Today immigration consequences facing non-citizens with criminal convictions are dire.  The threat of deportation, or detention during removal proceedings is today a clear and present danger to these individuals.

It is no question that the immigration consequences of a guilty plea or conviction have increased dramatically in recent years. Not only has Congress amended federal immigration laws a number of times, including when in 1996 it enacted the Antiterrorism and Effective Death Penalty Act (AEDPA) and the Illegal Immigration Reform and Immigrant Responsibility Act (IIRIRA), but the federal government has undertaken stricter policies on immigration enforcement, notably since 911, September 11, 2001. Padilla v. Kentucky, 130 S. Ct. 1473 (2010);  Tova Indritz, Immigration Consequences of Criminal Cases after Padilla v. Kentucky, Ch. 6 of Cultural Issues in Criminal Defense (Reprinted for the American Immigration Lawyers Association’s Annual Conference on Immigration Law June 16, 2011); Manuel D. Vargas, Working Paper On Immigration Consequences Of Guilty Pleas Or Convictions In New York Courts, NYSDA Immigrant Defense Project (May 9, 2005).

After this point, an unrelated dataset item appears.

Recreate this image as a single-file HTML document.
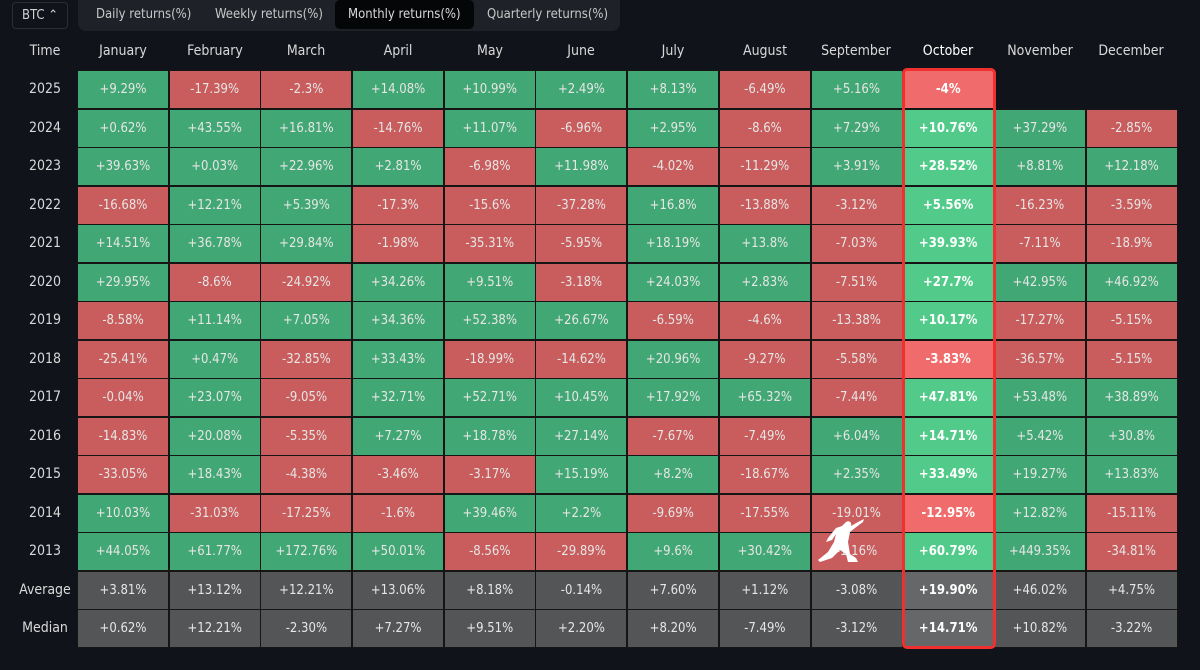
<!DOCTYPE html>
<html><head><meta charset="utf-8"><style>
*{margin:0;padding:0;box-sizing:border-box}
body{width:1200px;height:670px;background:#10131a;font-family:"DejaVu Sans Condensed","Liberation Sans",sans-serif;color:#d9d9d9;position:relative;overflow:hidden}
.btc{position:absolute;left:12px;top:2px;width:56px;height:27px;border:1px solid #2a2e35;border-radius:4px;font-size:13px;color:#d0d0d0;line-height:25px;padding-left:9px}
.tabs{position:absolute;left:78px;top:0;width:542px;height:31px;background:#1e2127;border-radius:0 0 8px 8px;font-size:13px;color:#c8c8c8}
.tabs span{position:absolute;top:7px}
.tabs .act{background:#050608;border-radius:5px;top:0;height:29px;line-height:29px;padding:0 13px;color:#d8d8d8}
.hd{position:absolute;top:43px;font-size:14px;color:#d9d9d9;text-align:center;width:90px}
.yr{position:absolute;left:0;width:90px;text-align:center;font-size:14px;color:#d9d9d9}
.grid{position:absolute;left:78px;top:71px;display:grid;grid-template-columns:repeat(12,90px);grid-auto-rows:37px;column-gap:1.7px;row-gap:1.5px}
.grid div{font-size:13px;text-align:center;line-height:37px;color:#e6e6e6;outline:1px solid #151515}
.g{background:#41a774}.r{background:#c95c5c}.n{background:#545556}.e{background:transparent;outline:none!important}
.G{background:#52cb8a;color:#fff!important;font-weight:bold}.R{background:#f06c6c;color:#fff!important;font-weight:bold}.N{background:#666768;color:#fff!important;font-weight:bold}
.box{position:absolute;left:902px;top:68px;width:94px;height:581px;border:3px solid #f0302f;border-radius:5px}
</style></head><body>
<div class="btc">BTC ⌃</div>
<div class="tabs"><span style="left:18px">Daily returns(%)</span><span style="left:137px">Weekly returns(%)</span><span class="act" style="left:257px">Monthly returns(%)</span><span style="left:409px">Quarterly returns(%)</span></div>
<div class="hd" style="left:0">Time</div>
<div class="hd" style="left:78px">January</div><div class="hd" style="left:170px">February</div><div class="hd" style="left:261px">March</div><div class="hd" style="left:353px">April</div><div class="hd" style="left:445px">May</div><div class="hd" style="left:536px">June</div><div class="hd" style="left:628px">July</div><div class="hd" style="left:720px">August</div><div class="hd" style="left:811px">September</div><div class="hd" style="left:903px;color:#fff">October</div><div class="hd" style="left:995px">November</div><div class="hd" style="left:1086px">December</div>
<div class="yr" style="top:81px">2025</div><div class="yr" style="top:120px">2024</div><div class="yr" style="top:158px">2023</div><div class="yr" style="top:197px">2022</div><div class="yr" style="top:235px">2021</div><div class="yr" style="top:274px">2020</div><div class="yr" style="top:312px">2019</div><div class="yr" style="top:351px">2018</div><div class="yr" style="top:389px">2017</div><div class="yr" style="top:428px">2016</div><div class="yr" style="top:466px">2015</div><div class="yr" style="top:505px">2014</div><div class="yr" style="top:543px">2013</div><div class="yr" style="top:582px">Average</div><div class="yr" style="top:620px">Median</div>
<div class="grid">
<div class="g">+9.29%</div><div class="r">-17.39%</div><div class="r">-2.3%</div><div class="g">+14.08%</div><div class="g">+10.99%</div><div class="g">+2.49%</div><div class="g">+8.13%</div><div class="r">-6.49%</div><div class="g">+5.16%</div><div class="R">-4%</div><div class="e"></div><div class="e"></div>
<div class="g">+0.62%</div><div class="g">+43.55%</div><div class="g">+16.81%</div><div class="r">-14.76%</div><div class="g">+11.07%</div><div class="r">-6.96%</div><div class="g">+2.95%</div><div class="r">-8.6%</div><div class="g">+7.29%</div><div class="G">+10.76%</div><div class="g">+37.29%</div><div class="r">-2.85%</div>
<div class="g">+39.63%</div><div class="g">+0.03%</div><div class="g">+22.96%</div><div class="g">+2.81%</div><div class="r">-6.98%</div><div class="g">+11.98%</div><div class="r">-4.02%</div><div class="r">-11.29%</div><div class="g">+3.91%</div><div class="G">+28.52%</div><div class="g">+8.81%</div><div class="g">+12.18%</div>
<div class="r">-16.68%</div><div class="g">+12.21%</div><div class="g">+5.39%</div><div class="r">-17.3%</div><div class="r">-15.6%</div><div class="r">-37.28%</div><div class="g">+16.8%</div><div class="r">-13.88%</div><div class="r">-3.12%</div><div class="G">+5.56%</div><div class="r">-16.23%</div><div class="r">-3.59%</div>
<div class="g">+14.51%</div><div class="g">+36.78%</div><div class="g">+29.84%</div><div class="r">-1.98%</div><div class="r">-35.31%</div><div class="r">-5.95%</div><div class="g">+18.19%</div><div class="g">+13.8%</div><div class="r">-7.03%</div><div class="G">+39.93%</div><div class="r">-7.11%</div><div class="r">-18.9%</div>
<div class="g">+29.95%</div><div class="r">-8.6%</div><div class="r">-24.92%</div><div class="g">+34.26%</div><div class="g">+9.51%</div><div class="r">-3.18%</div><div class="g">+24.03%</div><div class="g">+2.83%</div><div class="r">-7.51%</div><div class="G">+27.7%</div><div class="g">+42.95%</div><div class="g">+46.92%</div>
<div class="r">-8.58%</div><div class="g">+11.14%</div><div class="g">+7.05%</div><div class="g">+34.36%</div><div class="g">+52.38%</div><div class="g">+26.67%</div><div class="r">-6.59%</div><div class="r">-4.6%</div><div class="r">-13.38%</div><div class="G">+10.17%</div><div class="r">-17.27%</div><div class="r">-5.15%</div>
<div class="r">-25.41%</div><div class="g">+0.47%</div><div class="r">-32.85%</div><div class="g">+33.43%</div><div class="r">-18.99%</div><div class="r">-14.62%</div><div class="g">+20.96%</div><div class="r">-9.27%</div><div class="r">-5.58%</div><div class="R">-3.83%</div><div class="r">-36.57%</div><div class="r">-5.15%</div>
<div class="r">-0.04%</div><div class="g">+23.07%</div><div class="r">-9.05%</div><div class="g">+32.71%</div><div class="g">+52.71%</div><div class="g">+10.45%</div><div class="g">+17.92%</div><div class="g">+65.32%</div><div class="r">-7.44%</div><div class="G">+47.81%</div><div class="g">+53.48%</div><div class="g">+38.89%</div>
<div class="r">-14.83%</div><div class="g">+20.08%</div><div class="r">-5.35%</div><div class="g">+7.27%</div><div class="g">+18.78%</div><div class="g">+27.14%</div><div class="r">-7.67%</div><div class="r">-7.49%</div><div class="g">+6.04%</div><div class="G">+14.71%</div><div class="g">+5.42%</div><div class="g">+30.8%</div>
<div class="r">-33.05%</div><div class="g">+18.43%</div><div class="r">-4.38%</div><div class="r">-3.46%</div><div class="r">-3.17%</div><div class="g">+15.19%</div><div class="g">+8.2%</div><div class="r">-18.67%</div><div class="g">+2.35%</div><div class="G">+33.49%</div><div class="g">+19.27%</div><div class="g">+13.83%</div>
<div class="g">+10.03%</div><div class="r">-31.03%</div><div class="r">-17.25%</div><div class="r">-1.6%</div><div class="g">+39.46%</div><div class="g">+2.2%</div><div class="r">-9.69%</div><div class="r">-17.55%</div><div class="r">-19.01%</div><div class="R">-12.95%</div><div class="g">+12.82%</div><div class="r">-15.11%</div>
<div class="g">+44.05%</div><div class="g">+61.77%</div><div class="g">+172.76%</div><div class="g">+50.01%</div><div class="r">-8.56%</div><div class="r">-29.89%</div><div class="g">+9.6%</div><div class="g">+30.42%</div><div class="r">-1.16%</div><div class="G">+60.79%</div><div class="g">+449.35%</div><div class="r">-34.81%</div>
<div class="n">+3.81%</div><div class="n">+13.12%</div><div class="n">+12.21%</div><div class="n">+13.06%</div><div class="n">+8.18%</div><div class="n">-0.14%</div><div class="n">+7.60%</div><div class="n">+1.12%</div><div class="n">-3.08%</div><div class="N">+19.90%</div><div class="n">+46.02%</div><div class="n">+4.75%</div>
<div class="n">+0.62%</div><div class="n">+12.21%</div><div class="n">-2.30%</div><div class="n">+7.27%</div><div class="n">+9.51%</div><div class="n">+2.20%</div><div class="n">+8.20%</div><div class="n">-7.49%</div><div class="n">-3.12%</div><div class="N">+14.71%</div><div class="n">+10.82%</div><div class="n">-3.22%</div>
</div>
<div class="box"></div>
<svg style="position:absolute;left:818px;top:518px" width="48" height="46" viewBox="0 0 48 46"><path d="M28 4 C31 2 34 4 33 8 L40 4 L46 1 L45 4 L37 10 L32 14 L30 24 L32 36 L38 40 L40 44 L30 44 L28 36 L22 32 L14 40 L2 44 L0 42 L10 34 L16 24 L18 16 L14 22 L8 24 L10 20 L18 10 L24 8 Z" fill="#fff"/></svg>
</body></html>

Today, the defense bar is more actively and vigorously warning convicted non-citizens to cautiously proceed in any potential interaction with the USCIS (United States Citizenship and Immigration Services).  Many individuals are discouraged from both self-applications and attorney-assisted applications for naturalization as instances where ICE (US Immigration and Customs Enforcement) detains an alien in accord with INA § 236(c) at the citizenship interview and places him/her in removal proceedings has become a real threat. See attached Alert For Lawful Permanent Residents With Criminal Records Considering Applying For United States Citizenship, NYSDA Immigrant Defense Project, (Revised June 26, 2003) (a lawful permanent resident who has a criminal record that may trigger deportability should, in most cases, not apply for citizenship or at the very least wait until more time has passed since the alleged criminal offense).

Highlighting the threat of deportation and detention of a broad group of people considered to be in America illegally, including those who were convicted of crimes at any point and as far back in the past, PBS’s Frontline and the American University Investigative Workshop conducted a year long investigation of the current U.S. immigration enforcement system and stories of hidden abuse in detention centers culminating in a documentary aired on October 18, 2011 entitled “Lost in Detention”. The Obama Administration is reported to have deported or detained more immigrants than any other administration, with over 1 million detentions out of the 3 million total in the past decade and almost 400,000 people deported in 2011 alone. Fifty-five percent of them have criminal convictions (felonies or misdemeanors).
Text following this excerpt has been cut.